# [Supplied material]
— Start —

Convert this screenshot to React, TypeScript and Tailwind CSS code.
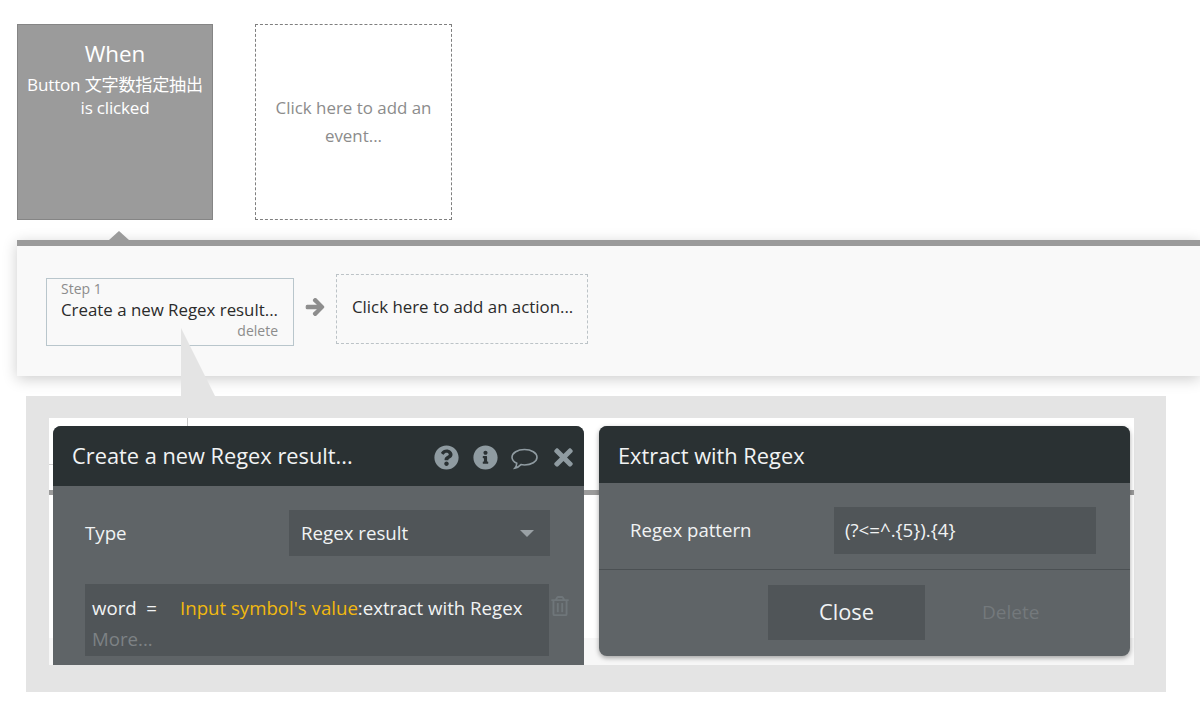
import {FaArrowRight, FaInfoCircle, FaQuestionCircle, FaRegTrashAlt, FaTimes} from "react-icons/fa";

const font = "font-['Open_Sans','Noto_Sans_CJK_JP',sans-serif]";

function CommentIcon() {
    return (
        <svg width="29" height="24" viewBox="0 0 28 24" fill="none" stroke="#8f9ba1" strokeWidth="1.6">
            <path d="M14 2.500c6.800 0 12.500 3.400 12.500 7.800S20.800 18 14 18c-1.300 0-2.500-.1-3.600-.4-1.600 1.700-3.800 3.300-6.100 3.600 1.100-1.300 1.900-2.900 2-4.900C3.400 15 1.500 12.800 1.500 10.300 1.500 5.900 7.200 2.500 14 2.500z" />
        </svg>
    );
}

function ActionEditor() {
    return (
        <div className="w-[531px] h-[239px] shrink-0 overflow-hidden rounded-t-lg bg-[#5f6467] text-[#f1f3f4]">
            {/* Header */}
            <div className="h-[60px] bg-[#2a3133] flex items-center pl-[19px] pr-[7px]">
                <span className="text-[21.8px] flex-1">Create a new Regex result...</span>
                <div className="flex items-center text-[#8f9ba1] pt-[3px]">
                    <FaQuestionCircle size={25} />
                    <span className="ml-[14px]"><FaInfoCircle size={25} /></span>
                    <span className="ml-[12px] mt-[3px]"><CommentIcon /></span>
                    <span className="ml-[11px]"><FaTimes size={27} /></span>
                </div>
            </div>
            {/* Type row */}
            <div className="flex items-center mt-[24px] pl-[32px]">
                <span className="text-[18.7px] w-[204px]">Type</span>
                <div className="w-[261px] h-[46px] bg-[#505558] flex items-center justify-between pl-[12px] pr-[16px]">
                    <span className="text-[18.7px]">Regex result</span>
                    <span className="w-0 h-0 border-x-[7px] border-x-transparent border-t-[7px] border-t-[#9aa1a5]"></span>
                </div>
            </div>
            {/* Field */}
            <div className="flex items-start mt-[28px] pl-[32px]">
                <div className="w-[464px] h-[72px] bg-[#505558] pl-[7px] pt-[10px] text-[18.65px] leading-[28px]">
                    <div className="flex whitespace-nowrap">
                        <span className="w-[88px]">word&nbsp; =</span>
                        <span className="text-[#f2b90f]">Input symbol's value</span>
                        <span>:extract with Regex</span>
                    </div>
                    <div className="text-[#7d8285] mt-[3px]">More...</div>
                </div>
                <span className="ml-[1px] mt-[12px] text-[#6f767a]"><FaRegTrashAlt size={20} /></span>
            </div>
        </div>
    );
}

function RegexEditor() {
    return (
        <div className="w-[531px] h-[230px] shrink-0 overflow-hidden rounded-lg bg-[#5f6467] text-[#f1f3f4] shadow-[0_2px_5px_rgba(0,0,0,0.35)]">
            <div className="h-[57px] bg-[#2a3133] flex items-center pl-[19px] pt-[3px]">
                <span className="text-[21.8px]">Extract with Regex</span>
            </div>
            <div className="h-[87px] flex items-start pt-[24px] pl-[31px] border-b border-[#4b5053]">
                <span className="text-[18.6px] w-[204px] leading-[45px]">Regex pattern</span>
                <div className="w-[262px] h-[47px] bg-[#505558] flex items-center pl-[11px] text-[18.7px]">(?&lt;=^.{"{"}5{"}"}).{"{"}4{"}"}</div>
            </div>
            <div className="flex items-start pt-[15px] pl-[169px]">
                <div className="w-[157px] h-[55px] bg-[#505558] flex items-center justify-center text-[21.8px]">Close</div>
                <span className="ml-[57px] mt-[13px] text-[19px] text-[#74797c]">Delete</span>
            </div>
        </div>
    );
}

export default function App() {
    return (
        <div className={`relative w-[1200px] h-[716px] overflow-hidden bg-white ${font}`}>
            {/* Events */}
            <div className="flex gap-[42px] pt-[24px] pl-[17px]">
                <div className="w-[196px] h-[196px] bg-[#9b9b9b] border border-[#858585] text-center text-white pt-[14px]">
                    <div className="text-[22.4px] leading-[30px]">When</div>
                    <div className="text-[17.1px] leading-[23px] mt-[4px] tracking-[-0.2px] whitespace-nowrap">Button 文字数指定抽出<br />is clicked</div>
                </div>
                <div className="w-[197px] h-[196px] border border-dashed border-[#7f7f7f] flex items-center justify-center text-center text-[16.9px] leading-[28px] text-[#8c8c8c]">
                    <span>Click here to add an<br />event...</span>
                </div>
            </div>

            {/* Workflow panel */}
            <div className="relative ml-[17px] mt-[20px] h-[136px] bg-[#f9f9f9] border-t-[6px] border-[#9b9b9b] shadow-[0_3px_14px_rgba(0,0,0,0.2)] flex items-start pl-[29px] pt-[28px]">
                <span className="absolute left-[92px] -top-[15px] w-0 h-0 border-x-[10px] border-x-transparent border-b-[9px] border-b-[#9b9b9b]"></span>
                <div className="w-[248px] h-[68px] mt-[4px] border border-[#b9c6cc] pl-[14px] pr-[15px] pt-[1px]">
                    <div className="text-[14px] leading-[18px] text-[#8c8c8c]">Step 1</div>
                    <div className="text-[16.85px] leading-[24px] text-[#2b2b2b] whitespace-nowrap">Create a new Regex result...</div>
                    <div className="text-[14px] leading-[18px] text-[#8c8c8c] text-right">delete</div>
                </div>
                <span className="ml-[11px] mt-[23px] text-[#8e8e8e]"><FaArrowRight size={20} stroke="currentColor" strokeWidth={30} /></span>
                <div className="ml-[11px] w-[252px] h-[70px] border border-dashed border-[#bcc3c7] flex items-center pl-[15px] text-[16.85px] text-[#2b2b2b] pb-[4px] whitespace-nowrap">Click here to add an action...</div>
            </div>

            {/* Callout pointing at step 1 */}
            <svg className="absolute left-[181px] top-[328px]" width="36" height="70" viewBox="0 0 36 70">
                <polygon points="0,0 35,70 0,70" fill="#e4e4e4" />
            </svg>

            {/* Property editors over the captured page */}
            <div className="ml-[26px] mt-[20px] w-[1140px] h-[296px] bg-[#e4e4e4] pt-[22px] pl-[23px]">
                <div className="relative w-[1085px] h-[247px] bg-white flex items-start gap-[15px] pt-[8px] pl-[4px]">
                    <span className="absolute left-0 right-0 top-[72px] h-[5px] bg-[#9b9b9b]"></span>
                    <span className="absolute left-0 w-[4px] top-[46px] h-px bg-[#d0d0d0]"></span>
                    <span className="absolute left-[138px] top-0 w-px h-[8px] bg-[#c8c8c8]"></span>
                    <span className="absolute left-0 right-0 bottom-0 h-[27px] bg-[#f7f7f7]"></span>
                    <div className="relative"><ActionEditor /></div>
                    <div className="relative"><RegexEditor /></div>
                </div>
            </div>
        </div>
    );
}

— End —

# [Direction]
Copy the whole listing above word for word but do not carry over the pictures.

# [Worked answer]
Convert this screenshot to React, TypeScript and Tailwind CSS code.
import {FaArrowRight, FaInfoCircle, FaQuestionCircle, FaRegTrashAlt, FaTimes} from "react-icons/fa";

const font = "font-['Open_Sans','Noto_Sans_CJK_JP',sans-serif]";

function CommentIcon() {
    return (
        <svg width="29" height="24" viewBox="0 0 28 24" fill="none" stroke="#8f9ba1" strokeWidth="1.6">
            <path d="M14 2.500c6.800 0 12.500 3.400 12.500 7.800S20.800 18 14 18c-1.300 0-2.500-.1-3.600-.4-1.600 1.700-3.800 3.300-6.100 3.600 1.100-1.300 1.900-2.900 2-4.900C3.400 15 1.500 12.800 1.500 10.300 1.500 5.900 7.200 2.500 14 2.500z" />
        </svg>
    );
}

function ActionEditor() {
    return (
        <div className="w-[531px] h-[239px] shrink-0 overflow-hidden rounded-t-lg bg-[#5f6467] text-[#f1f3f4]">
            {/* Header */}
            <div className="h-[60px] bg-[#2a3133] flex items-center pl-[19px] pr-[7px]">
                <span className="text-[21.8px] flex-1">Create a new Regex result...</span>
                <div className="flex items-center text-[#8f9ba1] pt-[3px]">
                    <FaQuestionCircle size={25} />
                    <span className="ml-[14px]"><FaInfoCircle size={25} /></span>
                    <span className="ml-[12px] mt-[3px]"><CommentIcon /></span>
                    <span className="ml-[11px]"><FaTimes size={27} /></span>
                </div>
            </div>
            {/* Type row */}
            <div className="flex items-center mt-[24px] pl-[32px]">
                <span className="text-[18.7px] w-[204px]">Type</span>
                <div className="w-[261px] h-[46px] bg-[#505558] flex items-center justify-between pl-[12px] pr-[16px]">
                    <span className="text-[18.7px]">Regex result</span>
                    <span className="w-0 h-0 border-x-[7px] border-x-transparent border-t-[7px] border-t-[#9aa1a5]"></span>
                </div>
            </div>
            {/* Field */}
            <div className="flex items-start mt-[28px] pl-[32px]">
                <div className="w-[464px] h-[72px] bg-[#505558] pl-[7px] pt-[10px] text-[18.65px] leading-[28px]">
                    <div className="flex whitespace-nowrap">
                        <span className="w-[88px]">word&nbsp; =</span>
                        <span className="text-[#f2b90f]">Input symbol's value</span>
                        <span>:extract with Regex</span>
                    </div>
                    <div className="text-[#7d8285] mt-[3px]">More...</div>
                </div>
                <span className="ml-[1px] mt-[12px] text-[#6f767a]"><FaRegTrashAlt size={20} /></span>
            </div>
        </div>
    );
}

function RegexEditor() {
    return (
        <div className="w-[531px] h-[230px] shrink-0 overflow-hidden rounded-lg bg-[#5f6467] text-[#f1f3f4] shadow-[0_2px_5px_rgba(0,0,0,0.35)]">
            <div className="h-[57px] bg-[#2a3133] flex items-center pl-[19px] pt-[3px]">
                <span className="text-[21.8px]">Extract with Regex</span>
            </div>
            <div className="h-[87px] flex items-start pt-[24px] pl-[31px] border-b border-[#4b5053]">
                <span className="text-[18.6px] w-[204px] leading-[45px]">Regex pattern</span>
                <div className="w-[262px] h-[47px] bg-[#505558] flex items-center pl-[11px] text-[18.7px]">(?&lt;=^.{"{"}5{"}"}).{"{"}4{"}"}</div>
            </div>
            <div className="flex items-start pt-[15px] pl-[169px]">
                <div className="w-[157px] h-[55px] bg-[#505558] flex items-center justify-center text-[21.8px]">Close</div>
                <span className="ml-[57px] mt-[13px] text-[19px] text-[#74797c]">Delete</span>
            </div>
        </div>
    );
}

export default function App() {
    return (
        <div className={`relative w-[1200px] h-[716px] overflow-hidden bg-white ${font}`}>
            {/* Events */}
            <div className="flex gap-[42px] pt-[24px] pl-[17px]">
                <div className="w-[196px] h-[196px] bg-[#9b9b9b] border border-[#858585] text-center text-white pt-[14px]">
                    <div className="text-[22.4px] leading-[30px]">When</div>
                    <div className="text-[17.1px] leading-[23px] mt-[4px] tracking-[-0.2px] whitespace-nowrap">Button 文字数指定抽出<br />is clicked</div>
                </div>
                <div className="w-[197px] h-[196px] border border-dashed border-[#7f7f7f] flex items-center justify-center text-center text-[16.9px] leading-[28px] text-[#8c8c8c]">
                    <span>Click here to add an<br />event...</span>
                </div>
            </div>

            {/* Workflow panel */}
            <div className="relative ml-[17px] mt-[20px] h-[136px] bg-[#f9f9f9] border-t-[6px] border-[#9b9b9b] shadow-[0_3px_14px_rgba(0,0,0,0.2)] flex items-start pl-[29px] pt-[28px]">
                <span className="absolute left-[92px] -top-[15px] w-0 h-0 border-x-[10px] border-x-transparent border-b-[9px] border-b-[#9b9b9b]"></span>
                <div className="w-[248px] h-[68px] mt-[4px] border border-[#b9c6cc] pl-[14px] pr-[15px] pt-[1px]">
                    <div className="text-[14px] leading-[18px] text-[#8c8c8c]">Step 1</div>
                    <div className="text-[16.85px] leading-[24px] text-[#2b2b2b] whitespace-nowrap">Create a new Regex result...</div>
                    <div className="text-[14px] leading-[18px] text-[#8c8c8c] text-right">delete</div>
                </div>
                <span className="ml-[11px] mt-[23px] text-[#8e8e8e]"><FaArrowRight size={20} stroke="currentColor" strokeWidth={30} /></span>
                <div className="ml-[11px] w-[252px] h-[70px] border border-dashed border-[#bcc3c7] flex items-center pl-[15px] text-[16.85px] text-[#2b2b2b] pb-[4px] whitespace-nowrap">Click here to add an action...</div>
            </div>

            {/* Callout pointing at step 1 */}
            <svg className="absolute left-[181px] top-[328px]" width="36" height="70" viewBox="0 0 36 70">
                <polygon points="0,0 35,70 0,70" fill="#e4e4e4" />
            </svg>

            {/* Property editors over the captured page */}
            <div className="ml-[26px] mt-[20px] w-[1140px] h-[296px] bg-[#e4e4e4] pt-[22px] pl-[23px]">
                <div className="relative w-[1085px] h-[247px] bg-white flex items-start gap-[15px] pt-[8px] pl-[4px]">
                    <span className="absolute left-0 right-0 top-[72px] h-[5px] bg-[#9b9b9b]"></span>
                    <span className="absolute left-0 w-[4px] top-[46px] h-px bg-[#d0d0d0]"></span>
                    <span className="absolute left-[138px] top-0 w-px h-[8px] bg-[#c8c8c8]"></span>
                    <span className="absolute left-0 right-0 bottom-0 h-[27px] bg-[#f7f7f7]"></span>
                    <div className="relative"><ActionEditor /></div>
                    <div className="relative"><RegexEditor /></div>
                </div>
            </div>
        </div>
    );
}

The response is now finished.